__DATA EXTRACT__:
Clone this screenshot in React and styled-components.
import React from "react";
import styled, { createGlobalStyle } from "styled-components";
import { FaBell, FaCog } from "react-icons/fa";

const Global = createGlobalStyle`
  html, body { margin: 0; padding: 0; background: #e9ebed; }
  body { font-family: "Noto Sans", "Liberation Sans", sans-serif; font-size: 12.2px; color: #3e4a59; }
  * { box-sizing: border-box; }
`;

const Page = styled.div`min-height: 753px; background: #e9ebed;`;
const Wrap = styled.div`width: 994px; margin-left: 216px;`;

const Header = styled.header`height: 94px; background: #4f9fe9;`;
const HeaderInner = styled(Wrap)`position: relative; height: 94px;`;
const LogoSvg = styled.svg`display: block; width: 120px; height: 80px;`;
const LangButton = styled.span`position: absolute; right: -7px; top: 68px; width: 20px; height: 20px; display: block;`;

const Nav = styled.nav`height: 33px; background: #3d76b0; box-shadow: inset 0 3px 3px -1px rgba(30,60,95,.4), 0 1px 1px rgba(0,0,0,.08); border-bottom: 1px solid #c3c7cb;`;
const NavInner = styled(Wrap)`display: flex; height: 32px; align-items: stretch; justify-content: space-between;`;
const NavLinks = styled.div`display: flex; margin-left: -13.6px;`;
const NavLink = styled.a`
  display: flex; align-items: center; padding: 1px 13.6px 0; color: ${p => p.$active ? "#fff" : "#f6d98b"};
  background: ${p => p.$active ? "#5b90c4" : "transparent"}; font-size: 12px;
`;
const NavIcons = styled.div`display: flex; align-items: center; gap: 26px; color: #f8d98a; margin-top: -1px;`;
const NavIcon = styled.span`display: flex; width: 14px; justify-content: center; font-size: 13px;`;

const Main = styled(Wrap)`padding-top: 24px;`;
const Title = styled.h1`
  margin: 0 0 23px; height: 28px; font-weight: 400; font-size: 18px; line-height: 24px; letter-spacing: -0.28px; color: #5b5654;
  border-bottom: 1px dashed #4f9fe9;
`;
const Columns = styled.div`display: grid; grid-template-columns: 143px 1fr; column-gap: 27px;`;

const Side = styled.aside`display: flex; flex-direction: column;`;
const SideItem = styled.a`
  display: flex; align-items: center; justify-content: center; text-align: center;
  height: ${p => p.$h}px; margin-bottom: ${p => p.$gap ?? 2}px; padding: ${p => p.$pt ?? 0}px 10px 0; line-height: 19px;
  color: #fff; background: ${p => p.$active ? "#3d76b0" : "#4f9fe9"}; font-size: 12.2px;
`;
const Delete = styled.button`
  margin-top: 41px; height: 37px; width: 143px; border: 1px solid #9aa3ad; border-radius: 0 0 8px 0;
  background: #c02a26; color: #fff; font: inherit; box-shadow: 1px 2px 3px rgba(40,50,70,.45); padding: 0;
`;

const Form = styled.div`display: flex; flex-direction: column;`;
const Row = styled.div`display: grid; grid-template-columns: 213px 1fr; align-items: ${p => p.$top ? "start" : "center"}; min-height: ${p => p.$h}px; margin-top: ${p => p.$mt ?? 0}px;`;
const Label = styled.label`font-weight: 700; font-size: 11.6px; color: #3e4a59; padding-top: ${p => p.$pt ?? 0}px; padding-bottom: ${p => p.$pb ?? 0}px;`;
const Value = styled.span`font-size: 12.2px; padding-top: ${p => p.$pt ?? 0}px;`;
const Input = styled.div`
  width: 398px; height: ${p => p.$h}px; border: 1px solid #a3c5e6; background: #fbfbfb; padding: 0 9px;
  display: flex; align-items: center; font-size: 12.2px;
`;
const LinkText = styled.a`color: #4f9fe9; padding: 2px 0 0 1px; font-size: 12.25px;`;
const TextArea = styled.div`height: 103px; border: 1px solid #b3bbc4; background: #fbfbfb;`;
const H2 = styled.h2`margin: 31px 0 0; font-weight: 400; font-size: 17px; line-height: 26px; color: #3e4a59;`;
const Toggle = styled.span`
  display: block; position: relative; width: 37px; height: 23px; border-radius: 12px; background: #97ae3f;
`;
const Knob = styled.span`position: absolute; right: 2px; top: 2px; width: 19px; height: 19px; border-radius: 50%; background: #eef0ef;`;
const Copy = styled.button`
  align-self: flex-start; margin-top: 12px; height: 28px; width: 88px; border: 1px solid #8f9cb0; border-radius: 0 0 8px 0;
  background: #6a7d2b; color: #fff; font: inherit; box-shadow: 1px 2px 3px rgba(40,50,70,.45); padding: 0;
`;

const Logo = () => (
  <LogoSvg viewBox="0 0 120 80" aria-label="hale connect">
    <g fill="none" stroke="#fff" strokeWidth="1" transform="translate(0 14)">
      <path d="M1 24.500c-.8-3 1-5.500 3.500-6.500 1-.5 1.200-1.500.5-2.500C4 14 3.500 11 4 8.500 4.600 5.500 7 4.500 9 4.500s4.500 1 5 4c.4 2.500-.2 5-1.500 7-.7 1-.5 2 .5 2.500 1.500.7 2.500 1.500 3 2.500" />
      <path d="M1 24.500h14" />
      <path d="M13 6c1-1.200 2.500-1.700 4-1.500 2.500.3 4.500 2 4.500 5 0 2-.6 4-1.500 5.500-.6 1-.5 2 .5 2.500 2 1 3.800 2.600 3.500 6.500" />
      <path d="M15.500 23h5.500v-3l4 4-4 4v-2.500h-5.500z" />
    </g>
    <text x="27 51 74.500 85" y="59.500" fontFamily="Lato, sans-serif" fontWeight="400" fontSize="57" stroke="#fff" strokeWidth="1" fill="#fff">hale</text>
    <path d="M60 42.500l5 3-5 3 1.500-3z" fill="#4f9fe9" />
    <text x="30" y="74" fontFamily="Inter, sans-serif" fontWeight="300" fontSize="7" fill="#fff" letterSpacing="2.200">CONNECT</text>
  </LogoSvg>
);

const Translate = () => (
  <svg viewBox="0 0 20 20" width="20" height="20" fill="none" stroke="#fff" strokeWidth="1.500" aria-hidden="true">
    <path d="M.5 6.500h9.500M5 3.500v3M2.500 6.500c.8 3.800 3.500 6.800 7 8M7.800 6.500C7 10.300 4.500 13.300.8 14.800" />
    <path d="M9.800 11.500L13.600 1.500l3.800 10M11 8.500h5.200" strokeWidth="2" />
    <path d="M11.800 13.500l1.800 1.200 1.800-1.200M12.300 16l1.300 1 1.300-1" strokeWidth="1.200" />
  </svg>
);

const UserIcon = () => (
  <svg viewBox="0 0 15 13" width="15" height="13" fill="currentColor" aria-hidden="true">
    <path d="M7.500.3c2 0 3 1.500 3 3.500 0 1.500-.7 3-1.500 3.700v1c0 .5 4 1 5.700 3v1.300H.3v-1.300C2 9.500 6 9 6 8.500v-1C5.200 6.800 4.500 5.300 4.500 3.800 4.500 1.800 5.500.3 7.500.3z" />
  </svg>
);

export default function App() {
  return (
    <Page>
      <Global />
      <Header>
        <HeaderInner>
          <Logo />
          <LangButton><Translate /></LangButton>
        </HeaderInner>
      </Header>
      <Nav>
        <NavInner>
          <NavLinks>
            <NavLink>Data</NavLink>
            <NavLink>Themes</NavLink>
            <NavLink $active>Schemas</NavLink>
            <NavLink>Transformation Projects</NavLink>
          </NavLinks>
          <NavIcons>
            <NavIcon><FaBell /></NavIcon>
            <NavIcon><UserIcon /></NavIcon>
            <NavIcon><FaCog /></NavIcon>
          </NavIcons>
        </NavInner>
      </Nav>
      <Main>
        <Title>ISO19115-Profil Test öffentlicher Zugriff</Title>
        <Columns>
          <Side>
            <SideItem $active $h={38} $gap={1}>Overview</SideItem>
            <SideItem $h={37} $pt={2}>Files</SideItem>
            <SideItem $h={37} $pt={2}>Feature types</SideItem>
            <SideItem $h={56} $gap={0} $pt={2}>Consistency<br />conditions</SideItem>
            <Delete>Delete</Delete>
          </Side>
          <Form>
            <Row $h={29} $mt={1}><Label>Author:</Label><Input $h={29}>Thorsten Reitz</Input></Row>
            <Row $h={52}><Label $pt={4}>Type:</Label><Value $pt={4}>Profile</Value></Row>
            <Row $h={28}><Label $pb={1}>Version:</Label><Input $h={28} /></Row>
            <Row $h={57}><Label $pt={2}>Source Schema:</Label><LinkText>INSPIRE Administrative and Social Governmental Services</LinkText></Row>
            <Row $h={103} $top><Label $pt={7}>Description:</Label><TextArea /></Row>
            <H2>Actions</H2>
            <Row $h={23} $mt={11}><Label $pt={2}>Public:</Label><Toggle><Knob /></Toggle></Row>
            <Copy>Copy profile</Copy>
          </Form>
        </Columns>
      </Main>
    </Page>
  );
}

__SHORT TASK__: Using the listing above, show every line that includes the string "components".

__EXERCISE SOLUTION__:
Clone this screenshot in React and styled-components.
import styled, { createGlobalStyle } from "styled-components";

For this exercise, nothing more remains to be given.